-------- Supplied material

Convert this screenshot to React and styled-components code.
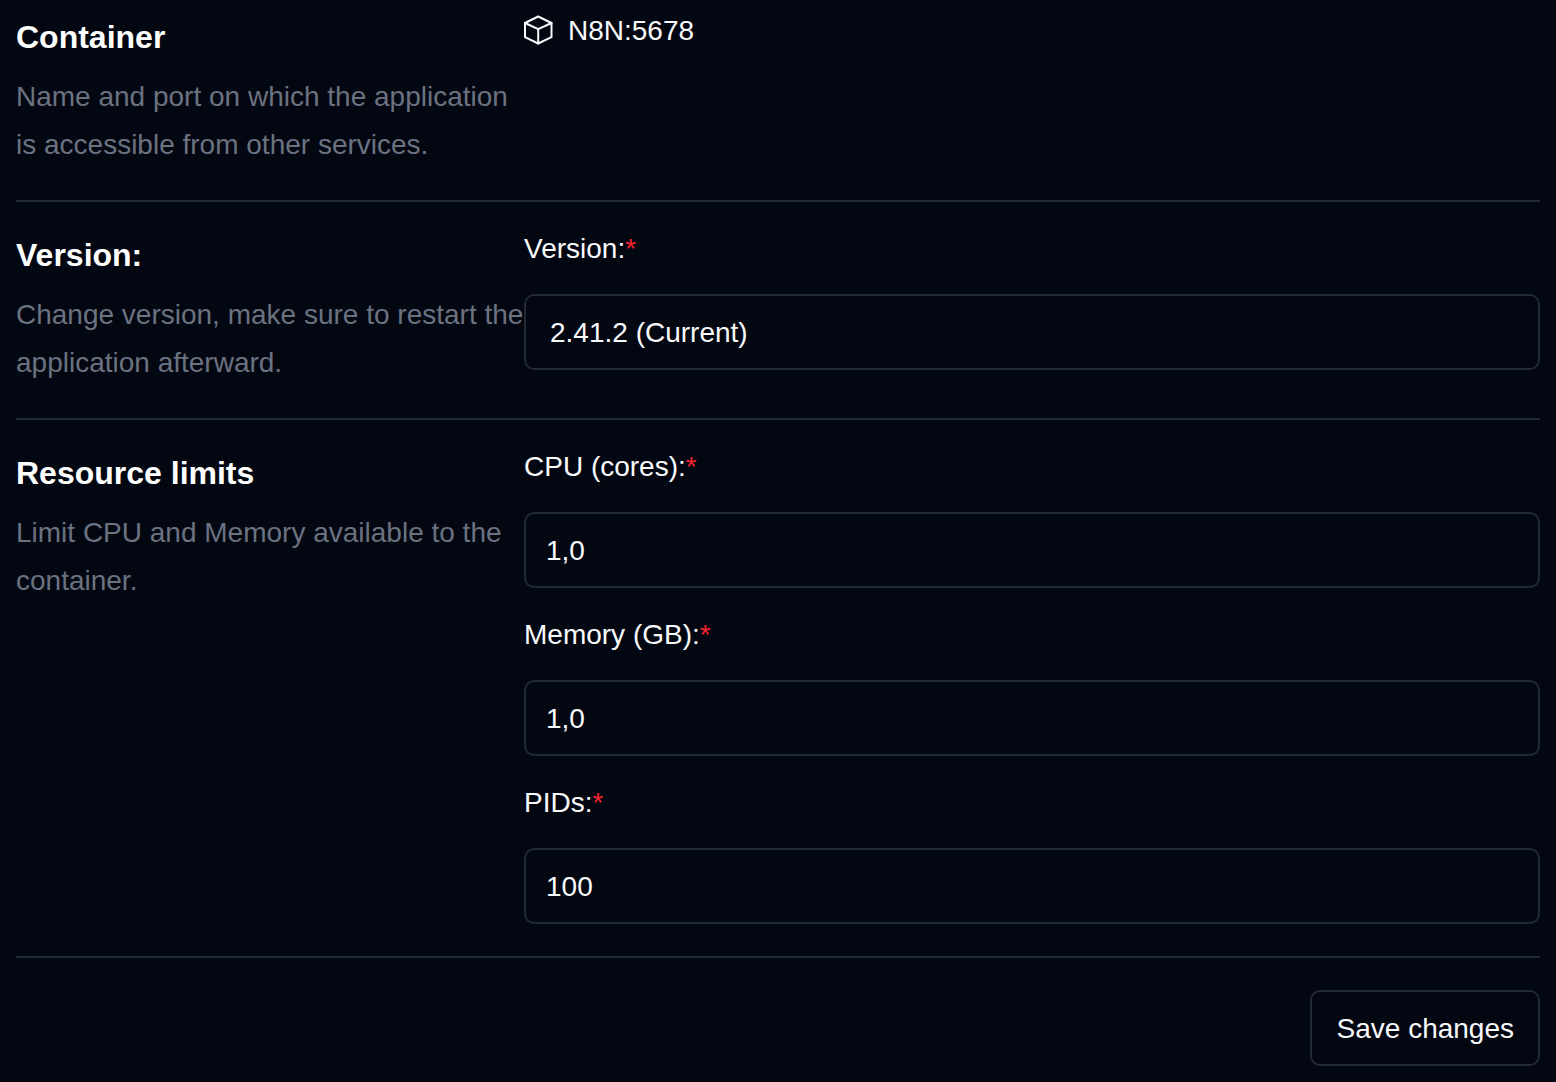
import React from "react";
import styled, { createGlobalStyle } from "styled-components";

const GlobalStyle = createGlobalStyle`
  html, body {
    margin: 0;
    background: #030712;
    color: #f9fafb;
    font-family: "Liberation Sans", Arial, sans-serif;
  }
  * { box-sizing: border-box; }
`;

const Page = styled.div`
  width: 1556px;
  height: 1082px;
  overflow: hidden;
  padding: 10px 16px 0;
`;

const Section = styled.section`
  display: grid;
  grid-template-columns: 508px 1016px;
  padding: 26px 0 32px;
  border-bottom: 2px solid #1f2937;

  &:first-child {
    padding-top: 0;
  }
`;

const Intro = styled.div`
  padding-top: 7px;
`;

const Title = styled.h2`
  margin: 0 0 16px;
  font-size: 32px;
  line-height: 40px;
  font-weight: 700;
  color: #fff;
`;

const Hint = styled.p`
  margin: 0 0 -1px;
  font-size: 28px;
  line-height: 48px;
  color: #6b7280;
`;

const Fields = styled.div`
  display: flex;
  flex-direction: column;
  gap: 26px;
`;

const Field = styled.div`
  display: flex;
  flex-direction: column;
  gap: 24px;
`;

const Label = styled.label`
  font-size: 28px;
  line-height: 42px;
`;

const Required = styled.span`
  color: #f5222d;
`;

const Input = styled.input`
  width: 100%;
  height: 76px;
  padding: 2px 20px 0;
  background: transparent;
  border: 2px solid #1f2937;
  border-radius: 10px;
  color: #f9fafb;
  font: 28px "Liberation Sans", Arial, sans-serif;
  outline: none;
`;

const SelectBox = styled.div`
  display: flex;
  align-items: center;
  height: 76px;
  padding: 2px 24px 0;
  border: 2px solid #1f2937;
  border-radius: 10px;
  font-size: 28px;
`;

const ContainerName = styled.div`
  display: flex;
  align-items: center;
  gap: 14px;
  height: 42px;
  font-size: 28px;

  svg {
    margin-top: -2px;
  }
`;

const Footer = styled.div`
  display: flex;
  justify-content: flex-end;
  padding-top: 32px;
`;

const SaveButton = styled.button`
  height: 76px;
  padding: 2px 24px 0 25px;
  background: transparent;
  border: 2px solid #1f2937;
  border-radius: 10px;
  color: #f9fafb;
  font: 28px "Liberation Sans", Arial, sans-serif;
`;

const CubeIcon = () => (
  <svg width="30" height="30" viewBox="0 0 30 30" fill="none" stroke="currentColor" strokeWidth="2" strokeLinejoin="round" strokeLinecap="round">
    <path d="M14.2 1.5 27.5 8v14.2l-13.3 6.3L1 22.2V8z" />
    <path d="M1 8l13.2 6.2L27.5 8M14.2 14.2v14.3" />
  </svg>
);

const limits = [
  { label: "CPU (cores):", value: "1,0" },
  { label: "Memory (GB):", value: "1,0" },
  { label: "PIDs:", value: "100" },
];

export default function App() {
  return (
    <Page>
      <GlobalStyle />
      <Section>
        <Intro>
          <Title>Container</Title>
          <Hint>Name and port on which the application is accessible from other services.</Hint>
        </Intro>
        <ContainerName>
          <CubeIcon />
          N8N:5678
        </ContainerName>
      </Section>
      <Section>
        <Intro>
          <Title>Version:</Title>
          <Hint>Change version, make sure to restart the application afterward.</Hint>
        </Intro>
        <Fields>
          <Field>
            <Label>
              Version:<Required>*</Required>
            </Label>
            <SelectBox>2.41.2 (Current)</SelectBox>
          </Field>
        </Fields>
      </Section>
      <Section>
        <Intro>
          <Title>Resource limits</Title>
          <Hint>Limit CPU and Memory available to the container.</Hint>
        </Intro>
        <Fields>
          {limits.map((item) => (
            <Field key={item.label}>
              <Label>
                {item.label}
                <Required>*</Required>
              </Label>
              <Input defaultValue={item.value} readOnly />
            </Field>
          ))}
        </Fields>
      </Section>
      <Footer>
        <SaveButton>Save changes</SaveButton>
      </Footer>
    </Page>
  );
}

----------------

*Given instruction:* Write the material out again exactly as it appears, dropping the pictures.

*Written answer:*
Convert this screenshot to React and styled-components code.
import React from "react";
import styled, { createGlobalStyle } from "styled-components";

const GlobalStyle = createGlobalStyle`
  html, body {
    margin: 0;
    background: #030712;
    color: #f9fafb;
    font-family: "Liberation Sans", Arial, sans-serif;
  }
  * { box-sizing: border-box; }
`;

const Page = styled.div`
  width: 1556px;
  height: 1082px;
  overflow: hidden;
  padding: 10px 16px 0;
`;

const Section = styled.section`
  display: grid;
  grid-template-columns: 508px 1016px;
  padding: 26px 0 32px;
  border-bottom: 2px solid #1f2937;

  &:first-child {
    padding-top: 0;
  }
`;

const Intro = styled.div`
  padding-top: 7px;
`;

const Title = styled.h2`
  margin: 0 0 16px;
  font-size: 32px;
  line-height: 40px;
  font-weight: 700;
  color: #fff;
`;

const Hint = styled.p`
  margin: 0 0 -1px;
  font-size: 28px;
  line-height: 48px;
  color: #6b7280;
`;

const Fields = styled.div`
  display: flex;
  flex-direction: column;
  gap: 26px;
`;

const Field = styled.div`
  display: flex;
  flex-direction: column;
  gap: 24px;
`;

const Label = styled.label`
  font-size: 28px;
  line-height: 42px;
`;

const Required = styled.span`
  color: #f5222d;
`;

const Input = styled.input`
  width: 100%;
  height: 76px;
  padding: 2px 20px 0;
  background: transparent;
  border: 2px solid #1f2937;
  border-radius: 10px;
  color: #f9fafb;
  font: 28px "Liberation Sans", Arial, sans-serif;
  outline: none;
`;

const SelectBox = styled.div`
  display: flex;
  align-items: center;
  height: 76px;
  padding: 2px 24px 0;
  border: 2px solid #1f2937;
  border-radius: 10px;
  font-size: 28px;
`;

const ContainerName = styled.div`
  display: flex;
  align-items: center;
  gap: 14px;
  height: 42px;
  font-size: 28px;

  svg {
    margin-top: -2px;
  }
`;

const Footer = styled.div`
  display: flex;
  justify-content: flex-end;
  padding-top: 32px;
`;

const SaveButton = styled.button`
  height: 76px;
  padding: 2px 24px 0 25px;
  background: transparent;
  border: 2px solid #1f2937;
  border-radius: 10px;
  color: #f9fafb;
  font: 28px "Liberation Sans", Arial, sans-serif;
`;

const CubeIcon = () => (
  <svg width="30" height="30" viewBox="0 0 30 30" fill="none" stroke="currentColor" strokeWidth="2" strokeLinejoin="round" strokeLinecap="round">
    <path d="M14.2 1.5 27.5 8v14.2l-13.3 6.3L1 22.2V8z" />
    <path d="M1 8l13.2 6.2L27.5 8M14.2 14.2v14.3" />
  </svg>
);

const limits = [
  { label: "CPU (cores):", value: "1,0" },
  { label: "Memory (GB):", value: "1,0" },
  { label: "PIDs:", value: "100" },
];

export default function App() {
  return (
    <Page>
      <GlobalStyle />
      <Section>
        <Intro>
          <Title>Container</Title>
          <Hint>Name and port on which the application is accessible from other services.</Hint>
        </Intro>
        <ContainerName>
          <CubeIcon />
          N8N:5678
        </ContainerName>
      </Section>
      <Section>
        <Intro>
          <Title>Version:</Title>
          <Hint>Change version, make sure to restart the application afterward.</Hint>
        </Intro>
        <Fields>
          <Field>
            <Label>
              Version:<Required>*</Required>
            </Label>
            <SelectBox>2.41.2 (Current)</SelectBox>
          </Field>
        </Fields>
      </Section>
      <Section>
        <Intro>
          <Title>Resource limits</Title>
          <Hint>Limit CPU and Memory available to the container.</Hint>
        </Intro>
        <Fields>
          {limits.map((item) => (
            <Field key={item.label}>
              <Label>
                {item.label}
                <Required>*</Required>
              </Label>
              <Input defaultValue={item.value} readOnly />
            </Field>
          ))}
        </Fields>
      </Section>
      <Footer>
        <SaveButton>Save changes</SaveButton>
      </Footer>
    </Page>
  );
}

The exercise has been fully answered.